§ Dataset excerpt:

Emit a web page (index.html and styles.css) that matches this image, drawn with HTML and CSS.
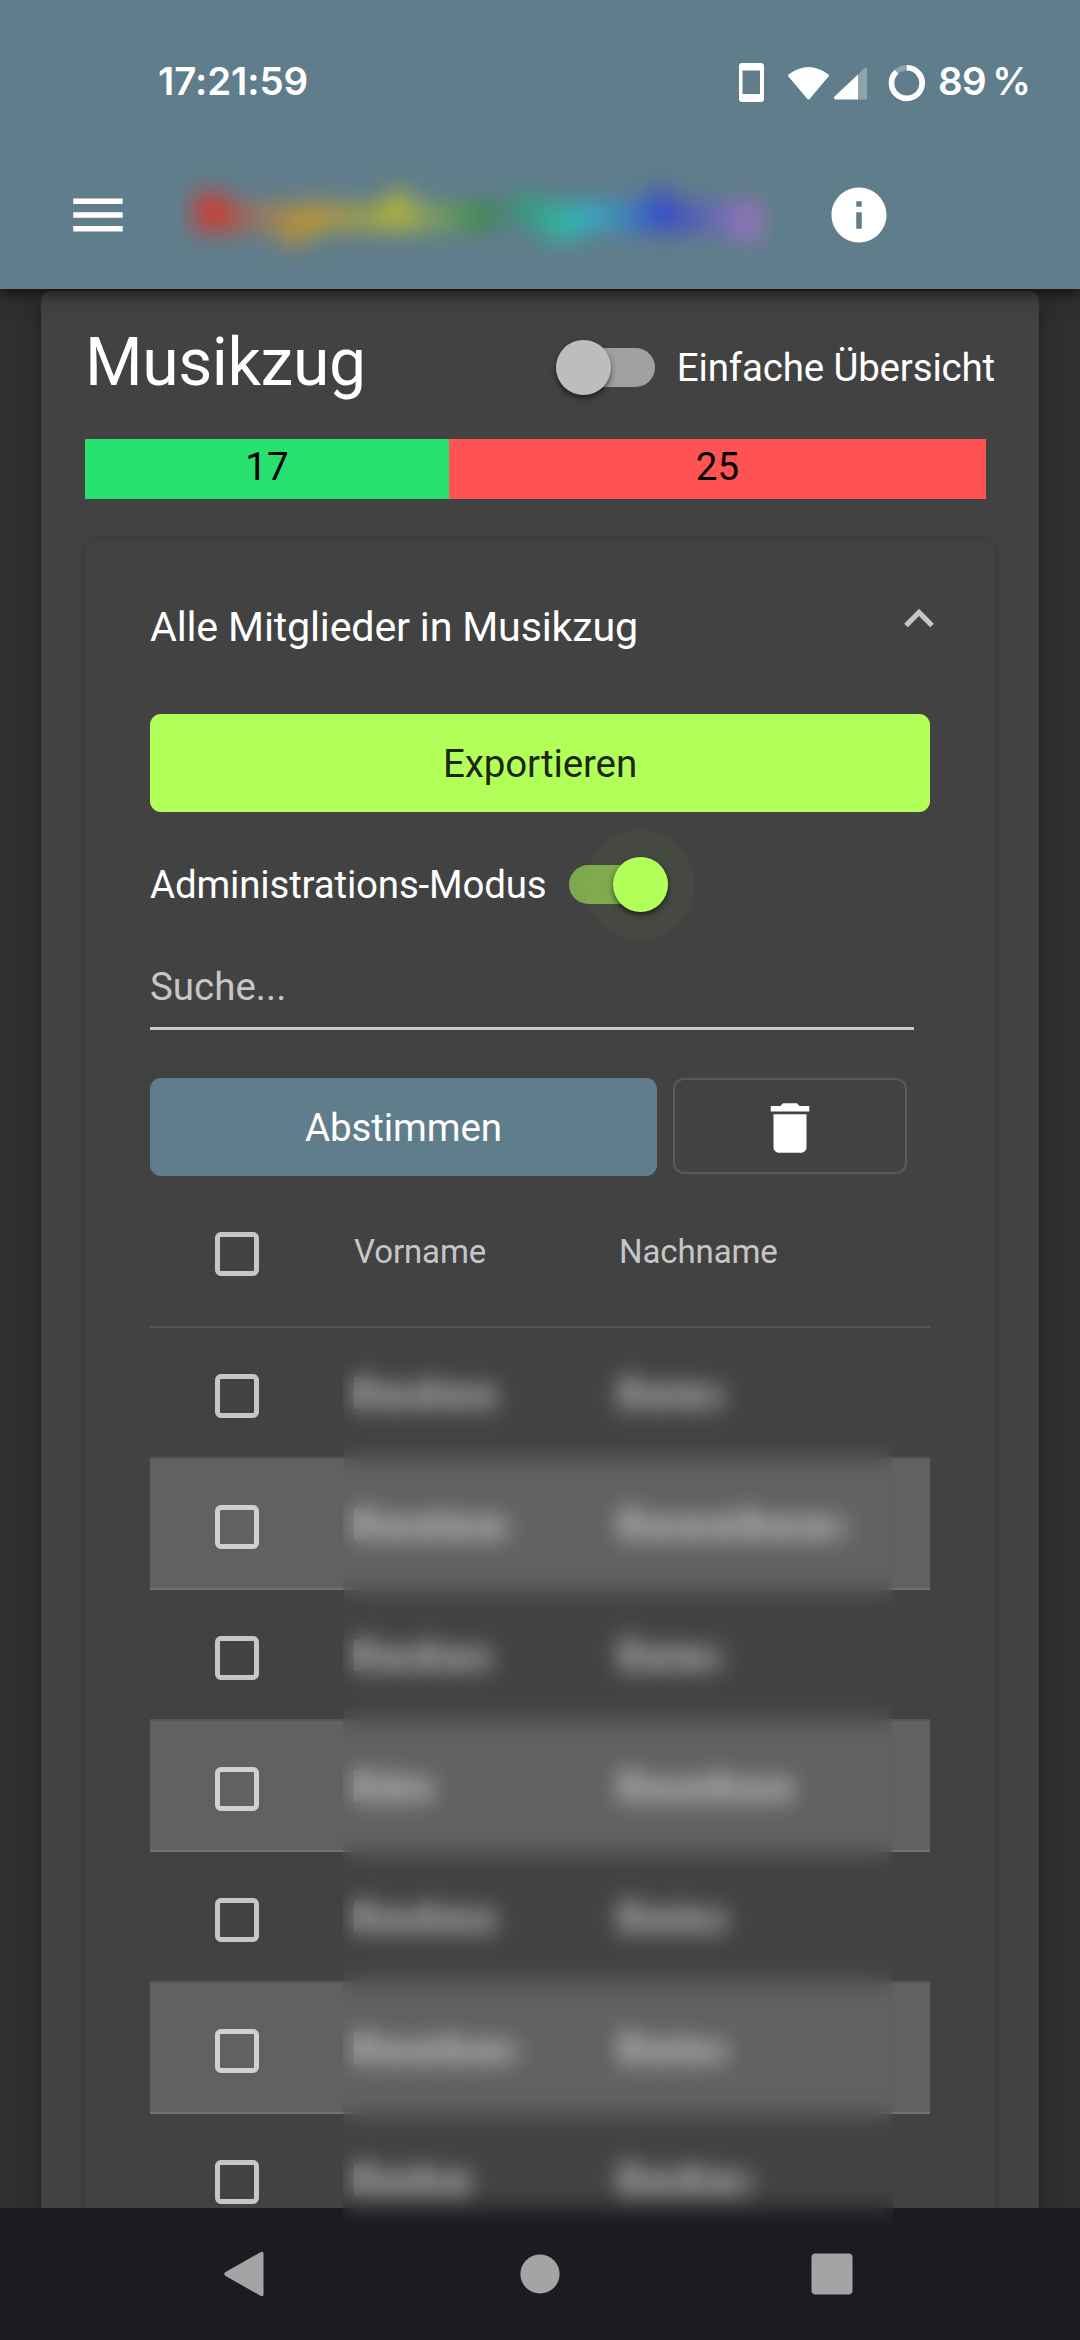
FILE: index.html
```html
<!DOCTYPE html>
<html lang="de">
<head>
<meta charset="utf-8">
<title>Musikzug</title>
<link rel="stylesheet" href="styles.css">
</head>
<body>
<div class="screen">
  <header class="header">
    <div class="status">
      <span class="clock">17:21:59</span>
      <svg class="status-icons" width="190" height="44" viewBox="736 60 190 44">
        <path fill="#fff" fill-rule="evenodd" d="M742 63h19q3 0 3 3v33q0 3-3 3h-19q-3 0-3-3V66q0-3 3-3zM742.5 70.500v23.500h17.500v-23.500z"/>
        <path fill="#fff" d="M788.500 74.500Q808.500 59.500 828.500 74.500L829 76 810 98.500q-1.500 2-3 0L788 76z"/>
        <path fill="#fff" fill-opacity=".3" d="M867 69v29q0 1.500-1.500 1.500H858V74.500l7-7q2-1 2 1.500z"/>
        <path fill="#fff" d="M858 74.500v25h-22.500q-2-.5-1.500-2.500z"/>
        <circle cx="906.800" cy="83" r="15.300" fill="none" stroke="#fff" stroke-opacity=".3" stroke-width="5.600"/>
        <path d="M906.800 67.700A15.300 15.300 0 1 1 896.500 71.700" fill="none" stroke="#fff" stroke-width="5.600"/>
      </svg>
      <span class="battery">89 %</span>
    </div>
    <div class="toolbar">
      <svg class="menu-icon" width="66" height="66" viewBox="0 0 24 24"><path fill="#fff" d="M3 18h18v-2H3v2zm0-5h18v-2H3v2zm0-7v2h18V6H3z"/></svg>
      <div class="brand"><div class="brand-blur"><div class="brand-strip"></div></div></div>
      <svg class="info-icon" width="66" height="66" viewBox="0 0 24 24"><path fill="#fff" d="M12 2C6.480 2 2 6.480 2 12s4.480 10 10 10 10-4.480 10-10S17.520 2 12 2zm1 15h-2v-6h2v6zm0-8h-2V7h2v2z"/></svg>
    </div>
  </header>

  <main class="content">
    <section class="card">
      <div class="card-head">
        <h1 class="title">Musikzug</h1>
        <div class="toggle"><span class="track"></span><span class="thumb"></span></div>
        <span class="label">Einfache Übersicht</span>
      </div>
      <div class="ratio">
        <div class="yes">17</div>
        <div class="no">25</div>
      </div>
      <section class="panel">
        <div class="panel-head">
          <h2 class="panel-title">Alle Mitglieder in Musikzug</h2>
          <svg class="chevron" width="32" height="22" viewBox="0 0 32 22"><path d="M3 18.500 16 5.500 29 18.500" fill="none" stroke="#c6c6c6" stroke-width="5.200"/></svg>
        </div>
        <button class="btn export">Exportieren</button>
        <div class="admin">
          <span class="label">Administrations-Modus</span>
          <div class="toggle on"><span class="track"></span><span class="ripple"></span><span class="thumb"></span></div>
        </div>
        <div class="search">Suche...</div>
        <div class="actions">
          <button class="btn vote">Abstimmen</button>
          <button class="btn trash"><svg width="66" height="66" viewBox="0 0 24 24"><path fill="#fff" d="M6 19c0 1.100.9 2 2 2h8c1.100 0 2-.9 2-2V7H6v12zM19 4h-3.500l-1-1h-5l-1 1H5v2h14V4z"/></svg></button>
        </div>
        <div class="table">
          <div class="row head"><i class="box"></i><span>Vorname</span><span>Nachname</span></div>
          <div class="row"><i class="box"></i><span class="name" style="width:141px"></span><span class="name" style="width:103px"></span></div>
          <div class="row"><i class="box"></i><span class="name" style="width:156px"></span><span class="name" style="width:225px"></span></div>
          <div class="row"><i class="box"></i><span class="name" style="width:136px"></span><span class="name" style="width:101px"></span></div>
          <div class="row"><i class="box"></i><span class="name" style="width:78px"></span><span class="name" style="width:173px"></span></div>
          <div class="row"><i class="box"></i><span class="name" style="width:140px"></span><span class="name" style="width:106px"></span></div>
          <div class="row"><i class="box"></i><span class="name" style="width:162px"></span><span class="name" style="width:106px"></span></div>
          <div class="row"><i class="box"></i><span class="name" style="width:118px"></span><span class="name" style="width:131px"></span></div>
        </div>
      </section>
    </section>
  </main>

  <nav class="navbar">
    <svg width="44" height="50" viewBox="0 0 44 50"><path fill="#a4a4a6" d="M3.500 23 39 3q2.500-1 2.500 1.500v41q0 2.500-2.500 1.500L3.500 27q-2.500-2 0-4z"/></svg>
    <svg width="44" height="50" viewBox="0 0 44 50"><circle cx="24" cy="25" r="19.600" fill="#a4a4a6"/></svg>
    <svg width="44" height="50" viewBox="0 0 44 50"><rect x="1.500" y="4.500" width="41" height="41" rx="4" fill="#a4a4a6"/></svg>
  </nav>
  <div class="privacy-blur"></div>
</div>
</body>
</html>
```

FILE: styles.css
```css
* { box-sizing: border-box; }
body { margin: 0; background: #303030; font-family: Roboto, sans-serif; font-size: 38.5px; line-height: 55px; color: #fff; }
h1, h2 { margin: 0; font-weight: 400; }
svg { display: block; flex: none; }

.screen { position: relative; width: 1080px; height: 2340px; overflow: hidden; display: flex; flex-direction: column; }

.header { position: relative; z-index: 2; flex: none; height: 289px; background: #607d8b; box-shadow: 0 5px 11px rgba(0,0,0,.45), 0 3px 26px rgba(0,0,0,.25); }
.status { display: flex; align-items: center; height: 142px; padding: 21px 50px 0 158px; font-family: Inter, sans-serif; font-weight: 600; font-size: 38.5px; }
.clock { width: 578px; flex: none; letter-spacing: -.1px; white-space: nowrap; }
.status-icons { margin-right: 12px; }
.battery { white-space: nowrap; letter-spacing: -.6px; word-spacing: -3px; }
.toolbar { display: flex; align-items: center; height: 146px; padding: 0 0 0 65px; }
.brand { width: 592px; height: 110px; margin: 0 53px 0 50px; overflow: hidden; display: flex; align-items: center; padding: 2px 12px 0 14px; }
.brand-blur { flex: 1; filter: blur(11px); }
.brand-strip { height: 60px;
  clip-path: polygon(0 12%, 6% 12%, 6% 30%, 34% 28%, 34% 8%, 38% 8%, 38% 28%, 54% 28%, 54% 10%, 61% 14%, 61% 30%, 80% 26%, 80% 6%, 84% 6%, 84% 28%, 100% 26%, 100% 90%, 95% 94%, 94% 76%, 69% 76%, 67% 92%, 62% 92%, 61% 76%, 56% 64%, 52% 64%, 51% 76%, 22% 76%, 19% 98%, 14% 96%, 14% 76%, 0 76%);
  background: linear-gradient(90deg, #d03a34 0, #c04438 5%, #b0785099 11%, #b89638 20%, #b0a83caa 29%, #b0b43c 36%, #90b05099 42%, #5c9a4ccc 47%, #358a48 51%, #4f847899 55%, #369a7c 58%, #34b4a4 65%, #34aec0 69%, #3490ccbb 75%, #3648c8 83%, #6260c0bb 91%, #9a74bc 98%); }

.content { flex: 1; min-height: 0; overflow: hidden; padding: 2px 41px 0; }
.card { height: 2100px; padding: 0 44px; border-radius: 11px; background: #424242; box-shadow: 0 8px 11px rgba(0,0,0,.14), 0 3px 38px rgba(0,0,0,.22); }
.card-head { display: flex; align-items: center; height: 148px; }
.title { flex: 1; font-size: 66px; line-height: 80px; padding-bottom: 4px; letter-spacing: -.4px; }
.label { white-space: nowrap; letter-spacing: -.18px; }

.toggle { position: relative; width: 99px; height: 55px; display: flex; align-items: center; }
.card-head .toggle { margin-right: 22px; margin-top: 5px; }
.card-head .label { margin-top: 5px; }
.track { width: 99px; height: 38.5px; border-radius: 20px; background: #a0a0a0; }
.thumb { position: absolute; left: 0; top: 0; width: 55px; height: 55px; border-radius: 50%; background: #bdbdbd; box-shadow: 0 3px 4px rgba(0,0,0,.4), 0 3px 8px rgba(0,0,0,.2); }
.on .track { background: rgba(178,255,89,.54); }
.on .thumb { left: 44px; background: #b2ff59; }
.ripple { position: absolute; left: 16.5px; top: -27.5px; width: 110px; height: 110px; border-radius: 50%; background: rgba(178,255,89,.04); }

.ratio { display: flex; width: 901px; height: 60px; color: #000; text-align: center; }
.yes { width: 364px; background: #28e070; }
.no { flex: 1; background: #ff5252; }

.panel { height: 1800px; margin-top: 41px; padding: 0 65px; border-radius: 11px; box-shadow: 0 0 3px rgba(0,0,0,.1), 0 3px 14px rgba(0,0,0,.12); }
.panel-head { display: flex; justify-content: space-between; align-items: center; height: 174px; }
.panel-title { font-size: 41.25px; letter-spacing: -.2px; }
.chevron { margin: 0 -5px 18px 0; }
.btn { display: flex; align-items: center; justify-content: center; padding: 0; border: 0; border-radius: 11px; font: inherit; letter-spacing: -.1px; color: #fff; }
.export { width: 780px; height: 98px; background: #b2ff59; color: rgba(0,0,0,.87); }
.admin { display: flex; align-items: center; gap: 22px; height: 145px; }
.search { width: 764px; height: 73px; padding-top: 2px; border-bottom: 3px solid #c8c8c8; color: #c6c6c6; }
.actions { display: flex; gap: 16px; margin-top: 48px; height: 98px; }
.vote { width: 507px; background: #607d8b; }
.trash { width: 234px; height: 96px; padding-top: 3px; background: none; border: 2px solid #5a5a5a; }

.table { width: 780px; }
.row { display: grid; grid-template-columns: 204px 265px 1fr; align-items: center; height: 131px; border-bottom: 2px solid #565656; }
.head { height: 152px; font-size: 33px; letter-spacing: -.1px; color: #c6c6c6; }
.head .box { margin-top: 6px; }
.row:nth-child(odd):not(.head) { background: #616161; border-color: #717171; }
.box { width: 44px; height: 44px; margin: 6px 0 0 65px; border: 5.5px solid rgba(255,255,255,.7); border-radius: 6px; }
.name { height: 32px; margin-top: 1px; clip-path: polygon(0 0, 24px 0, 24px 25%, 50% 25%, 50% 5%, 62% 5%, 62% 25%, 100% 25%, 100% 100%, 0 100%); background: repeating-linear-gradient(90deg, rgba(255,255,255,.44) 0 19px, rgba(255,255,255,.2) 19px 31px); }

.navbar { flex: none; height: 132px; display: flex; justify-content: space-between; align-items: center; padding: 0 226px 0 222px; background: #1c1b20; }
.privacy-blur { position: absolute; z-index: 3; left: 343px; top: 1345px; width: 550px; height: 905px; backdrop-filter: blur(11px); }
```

§ Given exercise:
What is the number of lines in this material that hold the string "styles"? Answer with that number only.

§ The reply:
3